From a high level, X-Match is a dictionary-based encoding and decoding scheme using fixed input and output granularity. The input stream is consumed by compressor in four byte granularity, and the decompressor also outputs data in four byte granularity. On the compressing side, a dictionary of four byte words are maintained. Words are compared with dictionary entries to determine whether they can be represented in a shorter form using a combination of dictionary entries and raw literals. The results are packed as variably sized codewords consisting of a few fields for identifying the type, dictionary entry, and/or raw literals. On the decompression side, encoded codewords are consumed field-by-field. The decompressor also maintains a dictionary the same way as the compressor, the content of which is a function of words that have been compressed/decompressed. The decompressor outputs the original word by combining dictionary entries with raw literals (if any) in the codeword.

We next describe the compression algorithm in details. As mentioned above, the compressor maintains a dictionary of four byte words for full and partial matching with incoming words. The size of the dictionary is unspecified. A larger dictionary may result in better compression for data with distant locality (i.e. symbols tend to repeat on large distances), at the cost of using more bits to encode dictionary index. The input word is compared with all dictionary entries, which may result in full match or partial matches. A full match is the case where all four bytes are identical, while in a partial match, two or more bytes at different locations are identical, with the remaining bytes not matching the entry. X-Match allows partial mapping to be also encoded using dictionary entries to attain better compression results. The codeword for a dictionary match is encoded as a “1” bit, followed by the index of the dictionary entry, followed by the match type, which is then followed by byte literals that are not matched, if any. The index of the entry is encoded using log2(k) bits, where k is the current size of the dictionary (before inserting the current word). Such “phased binary” representation of dictionary indices reduce the number of bits required at early stages when the dictionary is not yet full. The matching type is also encoded with static Huffman code, with the more common types of matches using less number of bits. The Huffman code is hardwired into the algorithm, which is generated based on empirical data. Multiple partial matches may qualify for a single word. In this case, priority is given to the full match entry, and then a partial match entry with the least number of byte literals, and then partial match types with the smallest number of bits to minimize the codeword size. If no match can be found, the codeword is encoded with a “0” bit at the beginning, followed by the word literal. This guarantees that in the worst case and in early stages of the algorithm, where no matching can ever be found, the encoded stream will only be slightly larger (1 bit overhead for each 32 bit word) than the original.

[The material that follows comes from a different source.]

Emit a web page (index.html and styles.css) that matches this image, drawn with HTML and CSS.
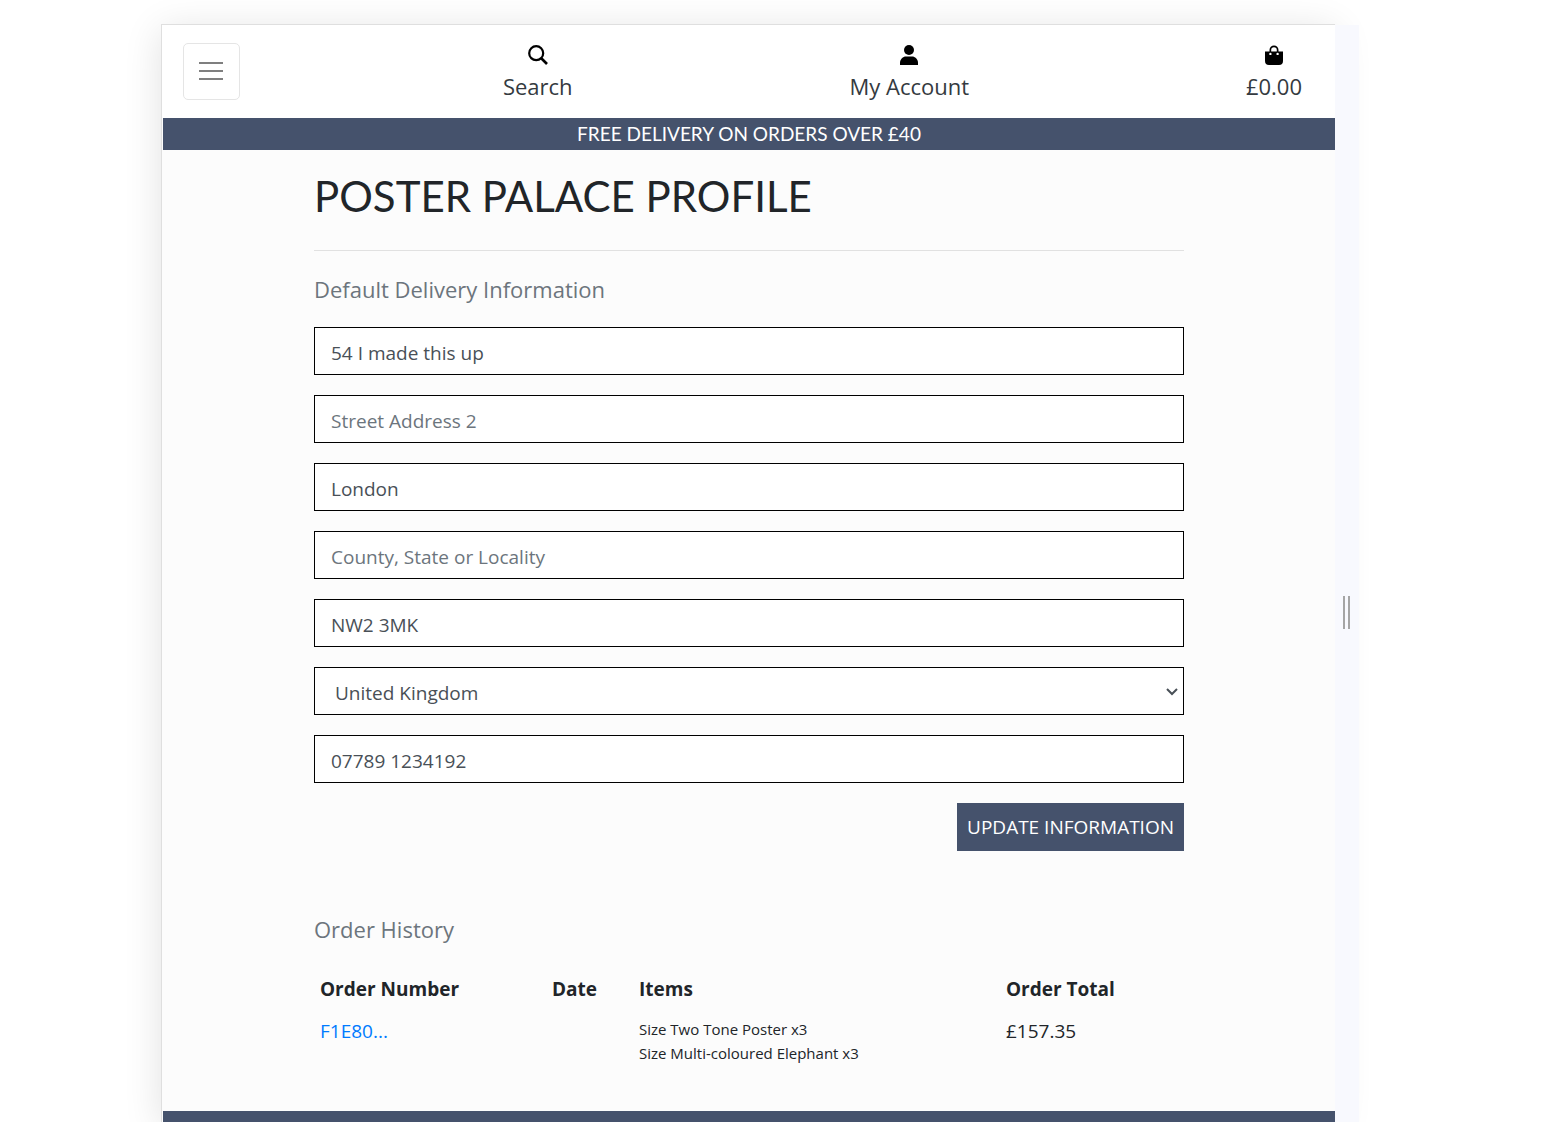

As codewords are generated, the content of the directory is also constantly updated. For every word that is not a full match, the word is always inserted into the first place of the dictionary, moving all existing entried down by one. If the dictionary was full before insertion, then the last entry will be evicted. Even on a full word match, the entry being hit will also be promoted to the first location of the dictionary, which mimics the behavior of LRU replacement policy.

The paper also proposes an optimization of X-Match based on the observation that runs of zeros are common pattern in the input data stream. The base dictionary algorithm is not really optimized in this case, since it only processes the stream word-by-word, and each zero will result in a codeword, which is unnecessary. As an optimization, a special entry that cannot be evicted is pre-initialized in the dictionary before compression and decompression. The compressor scans runs of zeros before starting to encode the current word. If a run of zero can be found, the codeword with the special entry’s index is generated, which is followed by the length of the zero run. During decompression, if this entry is seen, the decompressor will interpret the next value as the length of zero runs, and then simply output zero. The optimized algorithm is called “X-RL”, with “RL” standing for “Run Length”.

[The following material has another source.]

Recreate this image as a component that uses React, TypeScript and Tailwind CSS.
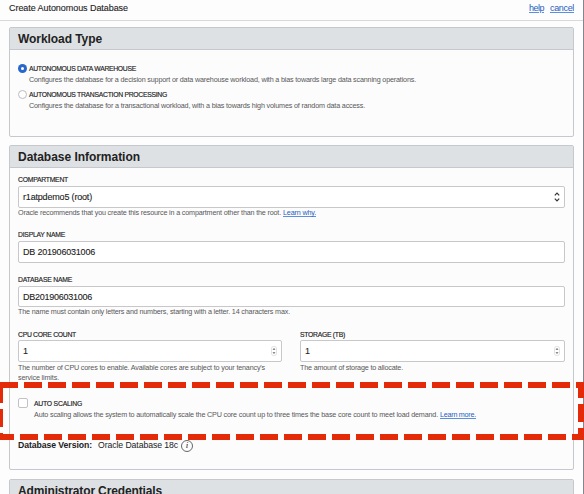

The X-Match algorithm can be easily translated to hardware circuit. The core of the compressor and decompressor is a CAM array serving as the dictionary. The CAM should support fully associative lookup, producing both full and partial match results. The CAM should also support shifting operation, which shifts all entries down by one. The shift operation can be implemented with virtual index: Instead of using the physical location as index, entries will not be physically moved unless they are evicted. Each entry maintains an “index” field, which is incremented by one on a shifting operation. The entry with the largest index will be replaced by the new entry, whose index is set to zero.

The decompressor is slightly more complicated than the compressor. The dictionary is maintained in the same manner as the compressor. The difficulty with the decompressor is that bits must be read sequentially, since all fields except the first bit is variably sized, the length of which depends on previous fields. To solve this issue, the paper proposes that the decompressor be implemented with pipelines. At each pipeline stage, the decompressor reads the next field and assembles the output word. The decompression latency from the arrival of the first codeword and the generation of the first decompressed word is four cycles. One word can be decompressed per cycle after the initial four cycle latency. The paper suggests that X-Match performs better than previously proposed hardware based on LZ77, since X-Match generates decompressed words in 32 bit granularity, while LZ77 processes data in byte granularity.